Hi @glenn-jocher, thanks for your wonderful work with YOLO. As you mentioned during inference the way YOLOv8 calculates confidence is:

  1. Box confidence
  2. Class confidence

Are there any articles/papers that may delve deeper into the details for these calculations, specifically for YOLOv8?

Thanks for the wonderful work once again, cheers!

glenn-jocher commented 10 months ago

Hello @flamemingo,

Thank you for your kind words and interest in the inner workings of YOLOv8!

For an in-depth understanding of the confidence calculations and the mechanics of YOLOv8, you can refer to the research papers and technical reports that it builds upon. While I cannot point to a specific resource for YOLOv8 at this time, reading the original YOLO papers and their successors will provide you with a comprehensive overview of the methodologies employed.

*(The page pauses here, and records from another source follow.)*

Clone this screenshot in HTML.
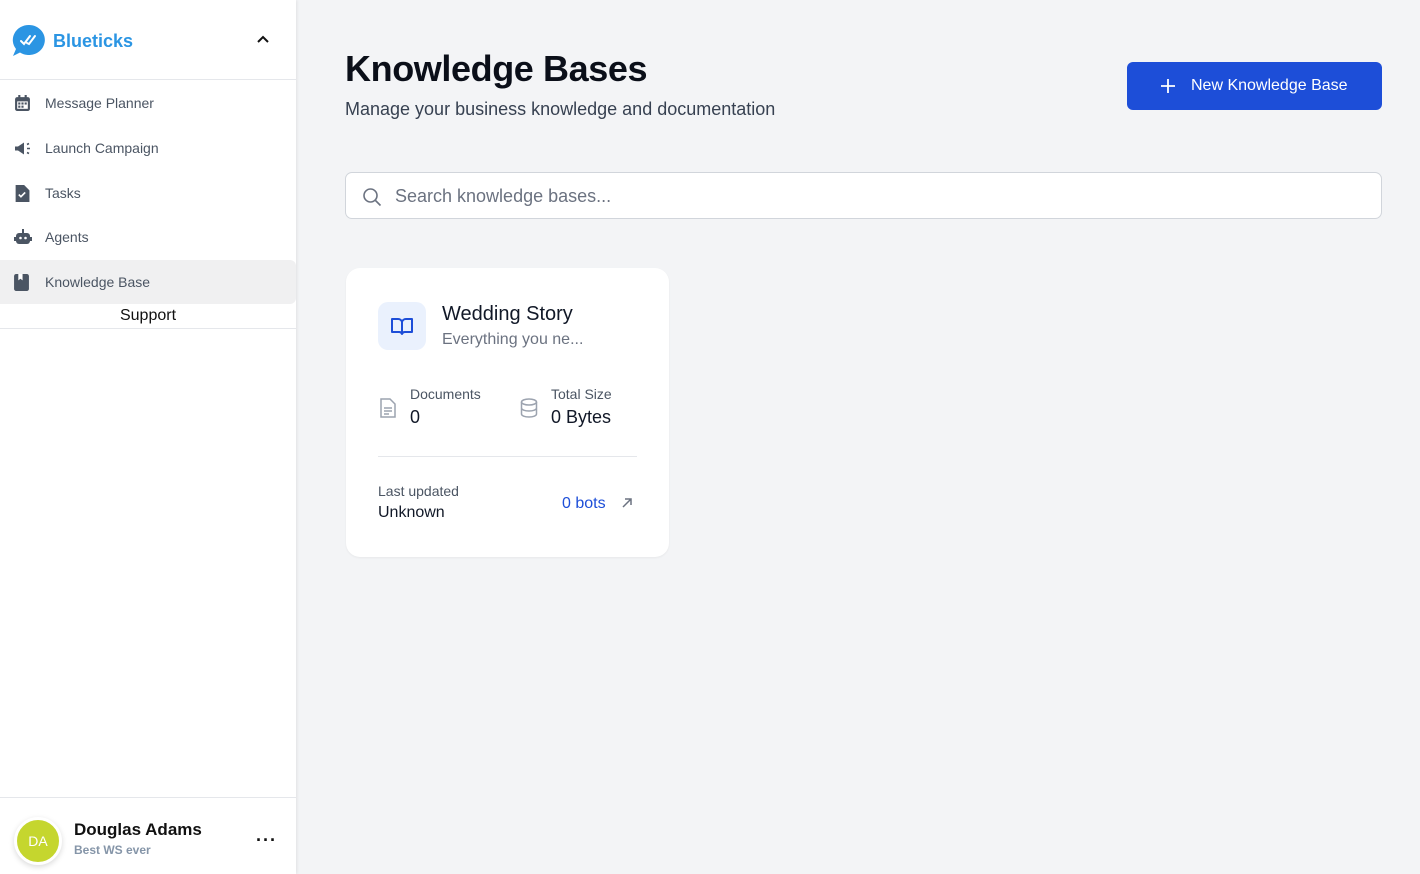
<!DOCTYPE html>
<html><head><meta charset="utf-8"><style>
*{box-sizing:border-box;margin:0;padding:0}
body{width:1420px;height:874px;background:#f3f4f6;font-family:"Liberation Sans",sans-serif;position:relative;overflow:hidden;color:#111827}
.sb{position:absolute;left:0;top:0;width:296px;height:874px;background:#fff;box-shadow:1px 0 3px rgba(0,0,0,.08)}
.logo{height:80px;border-bottom:1px solid #e5e7eb;position:relative}
.logo .t{position:absolute;left:53px;top:31px;font-weight:bold;font-size:18px;color:#2b95e3}
.nav{position:absolute;left:0;width:296px;height:44px;font-size:14px;color:#4b5563;display:flex;align-items:center;padding-left:45px}
.nav svg{position:absolute;left:14px;top:14px}
.act{background:#f0f0f1;border-radius:0 6px 6px 0}
.foot{position:absolute;left:0;bottom:0;width:296px;height:77px;border-top:1px solid #e5e7eb}
.av{position:absolute;left:14px;top:19px;width:48px;height:48px;border-radius:50%;background:#c5d62e;border:3px solid #fff;box-shadow:0 2px 6px rgba(0,0,0,.15);color:#fff;font-size:14px;text-align:center;line-height:42px}
h1{position:absolute;left:345px;top:48px;font-size:36px;font-weight:bold;color:#0b0f19;letter-spacing:-.4px}
.sub{position:absolute;left:345px;top:99px;font-size:18px;color:#374151}
.btn{position:absolute;left:1127px;top:62px;width:255px;height:48px;background:#1d4ed8;border-radius:6px;color:#fff;font-size:16px;display:flex;align-items:center;padding-left:64px}
.btn svg{position:absolute;left:33px;top:16px}
.search{position:absolute;left:345px;top:172px;width:1037px;height:47px;background:#fff;border:1px solid #d1d5db;border-radius:7px;font-size:18px;color:#6b7280;padding:13px 0 0 49px}
.search svg{position:absolute;left:16px;top:14px}
.card{position:absolute;left:346px;top:268px;width:323px;height:289px;background:#fff;border-radius:14px;box-shadow:0 1px 2px rgba(0,0,0,.05)}
.ib{position:absolute;left:32px;top:34px;width:48px;height:48px;border-radius:10px;background:#eaf1fd}
.a{position:absolute;white-space:nowrap}
</style></head><body>
<div class="sb">
 <div class="logo">
  <svg style="position:absolute;left:12px;top:24px" width="34" height="33" viewBox="0 0 34 33"><path d="M17 1a16 15 0 1 1-9 27.5L1 32l3-7A16 15 0 0 1 17 1z" fill="#2b95e3"/><path d="M9 17l3 3 6-8M15 19l2 1 6-8" stroke="#fff" stroke-width="2" fill="none" stroke-linecap="round"/></svg>
  <div class="t">Blueticks</div>
  <svg style="position:absolute;left:257px;top:35px" width="12" height="8" viewBox="0 0 12 8"><path d="M1 7l5-5 5 5" stroke="#111" stroke-width="2" fill="none"/></svg>
 </div>
 <div class="nav" style="top:81px"><svg width="17" height="17" viewBox="0 0 16 16"><rect x="1" y="2" width="14" height="13" rx="2" fill="#4b5563"/><rect x="3" y="6" width="10" height="7" fill="#fff"/><g fill="#4b5563"><rect x="4" y="7" width="2" height="2"/><rect x="7" y="7" width="2" height="2"/><rect x="10" y="7" width="2" height="2"/><rect x="4" y="10" width="2" height="2"/><rect x="7" y="10" width="2" height="2"/></g><rect x="4" y="0" width="2" height="4" fill="#4b5563"/><rect x="10" y="0" width="2" height="4" fill="#4b5563"/></svg>Message Planner</div>
 <div class="nav" style="top:126px"><svg width="18" height="17" viewBox="0 0 18 16"><path d="M1 6h3l6-4v12l-6-4H1z" fill="#4b5563"/><path d="M13 4l2-1M13 8h3M13 12l2 1" stroke="#4b5563" stroke-width="1.6"/></svg>Launch Campaign</div>
 <div class="nav" style="top:171px"><svg width="16" height="17" viewBox="0 0 14 16"><path d="M1 0h8l5 5v11H1z" fill="#4b5563"/><path d="M4 9l2 2 4-4" stroke="#fff" stroke-width="1.6" fill="none"/></svg>Tasks</div>
 <div class="nav" style="top:215px"><svg width="18" height="16" viewBox="0 0 18 16"><rect x="2" y="4" width="14" height="11" rx="3" fill="#4b5563"/><rect x="0" y="8" width="2" height="4" fill="#4b5563"/><rect x="16" y="8" width="2" height="4" fill="#4b5563"/><rect x="8" y="0" width="2" height="4" fill="#4b5563"/><circle cx="6.5" cy="9" r="1.3" fill="#fff"/><circle cx="11.5" cy="9" r="1.3" fill="#fff"/></svg>Agents</div>
 <div class="nav act" style="top:260px"><svg width="15" height="17" viewBox="0 0 14 16"><rect x="0" y="0" width="14" height="16" rx="2" fill="#4b5563"/><path d="M4 0h4v6l-2-1.5L4 6z" fill="#fff"/></svg>Knowledge Base</div>
 <div class="a" style="left:0;top:307px;width:296px;text-align:center;font-size:16px;color:#111">Support</div>
 <div class="a" style="left:0;top:328px;width:296px;border-top:1px solid #e5e7eb"></div>
 <div class="foot">
  <div class="av">DA</div>
  <div class="a" style="left:74px;top:22px;font-size:17px;font-weight:bold;color:#111">Douglas Adams</div>
  <div class="a" style="left:74px;top:45px;font-size:12px;font-weight:bold;color:#8595a8">Best WS ever</div>
  <div class="a" style="left:256px;top:32px;font-size:18px;font-weight:bold;letter-spacing:1px;color:#111">···</div>
 </div>
</div>
<h1>Knowledge Bases</h1>
<div class="sub">Manage your business knowledge and documentation</div>
<div class="btn"><svg width="16" height="16" viewBox="0 0 16 16"><path d="M8 1v14M1 8h14" stroke="#fff" stroke-width="1.8"/></svg>New Knowledge Base</div>
<div class="search"><svg width="20" height="20" viewBox="0 0 20 20"><circle cx="8.5" cy="8.5" r="6.5" stroke="#6b7280" stroke-width="1.6" fill="none"/><path d="M13.5 13.5l5 5" stroke="#6b7280" stroke-width="1.6"/></svg>Search knowledge bases...</div>
<div class="card">
 <div class="ib"><svg style="position:absolute;left:12px;top:12px" width="24" height="24" viewBox="0 0 24 24"><path d="M2 5h6a4 4 0 0 1 4 3v12a3 3 0 0 0-3-2H2zM22 5h-6a4 4 0 0 0-4 3v12a3 3 0 0 1 3-2h7z" stroke="#1d4ed8" stroke-width="2" fill="none" stroke-linejoin="round"/></svg></div>
 <div class="a" style="left:96px;top:35px;font-size:20px;color:#111827">Wedding Story</div>
 <div class="a" style="left:96px;top:63px;font-size:16px;color:#6b7280">Everything you ne...</div>
 <svg style="position:absolute;left:33px;top:130px" width="18" height="20" viewBox="0 0 18 20"><path d="M2 1h9l5 5v13H2z" stroke="#9ca3af" stroke-width="1.5" fill="none"/><path d="M5 10h8M5 13h8M5 16h5" stroke="#9ca3af" stroke-width="1.5"/></svg>
 <div class="a" style="left:64px;top:118px;font-size:14px;color:#4b5563">Documents</div>
 <div class="a" style="left:64px;top:139px;font-size:18px;color:#111827">0</div>
 <svg style="position:absolute;left:174px;top:130px" width="18" height="20" viewBox="0 0 18 20"><ellipse cx="9" cy="4" rx="7.5" ry="3" stroke="#9ca3af" stroke-width="1.5" fill="none"/><path d="M1.5 4v12c0 1.7 3.4 3 7.5 3s7.5-1.3 7.5-3V4M1.5 10c0 1.7 3.4 3 7.5 3s7.5-1.3 7.5-3" stroke="#9ca3af" stroke-width="1.5" fill="none"/></svg>
 <div class="a" style="left:205px;top:118px;font-size:14px;color:#4b5563">Total Size</div>
 <div class="a" style="left:205px;top:139px;font-size:18px;color:#111827">0 Bytes</div>
 <div class="a" style="left:32px;top:188px;width:259px;border-top:1px solid #e5e7eb"></div>
 <div class="a" style="left:32px;top:215px;font-size:14px;color:#4b5563">Last updated</div>
 <div class="a" style="left:32px;top:236px;font-size:16px;color:#111827">Unknown</div>
 <div class="a" style="left:216px;top:227px;font-size:16px;color:#1d4ed8">0 bots</div>
 <svg style="position:absolute;left:275px;top:229px" width="12" height="12" viewBox="0 0 12 12"><path d="M2 10l8-8M4 2h6v6" stroke="#6b7280" stroke-width="1.5" fill="none"/></svg>
</div>
</body></html>
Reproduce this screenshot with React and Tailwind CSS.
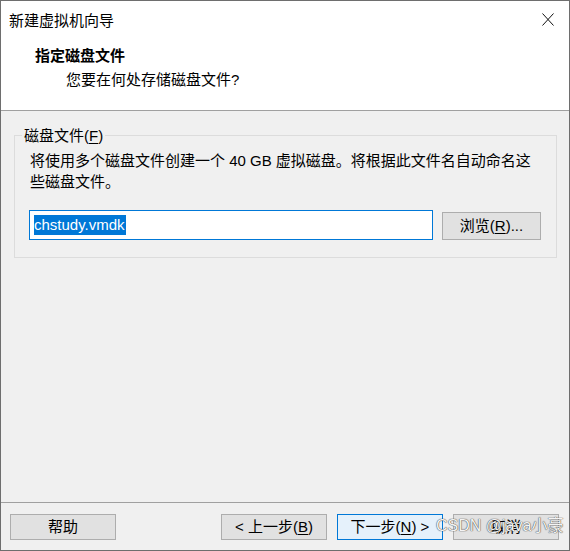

YOLOv8 is an evolution of the ideas presented in these works and the technical details on our current implementation and improvements are documented in our repository and the official Ultralytics documentation at https://docs.ultralytics.com. I encourage you to explore those resources for detailed explanations and insights.

Thanks again for your support, and happy reading!

gabrie1-s commented 5 months ago

Hello @glenn-jocher, thanks for the clarifying explanations. Actually, I still didn't get one thing: the probabilities for the classes are given by an array of length C, where C is the number of classes. So, the product Pr(Class_i|Object) * Pr(Object) should result in an array of length C, right? So, why is just one scalar returned as confidence? Is it the product result for the most probable class?

glenn-jocher commented 5 months ago

Hello @gabrie1-s,

Great question! Yes, you're correct. The array of class probabilities (length C) is combined with the objectness score (Pr(Object)) to produce class-specific confidence scores. The final confidence score returned is indeed the highest value from this array, corresponding to the most probable class. This ensures that the detection confidence reflects the most likely class for the detected object. 😊

If you have any more questions, feel free to ask!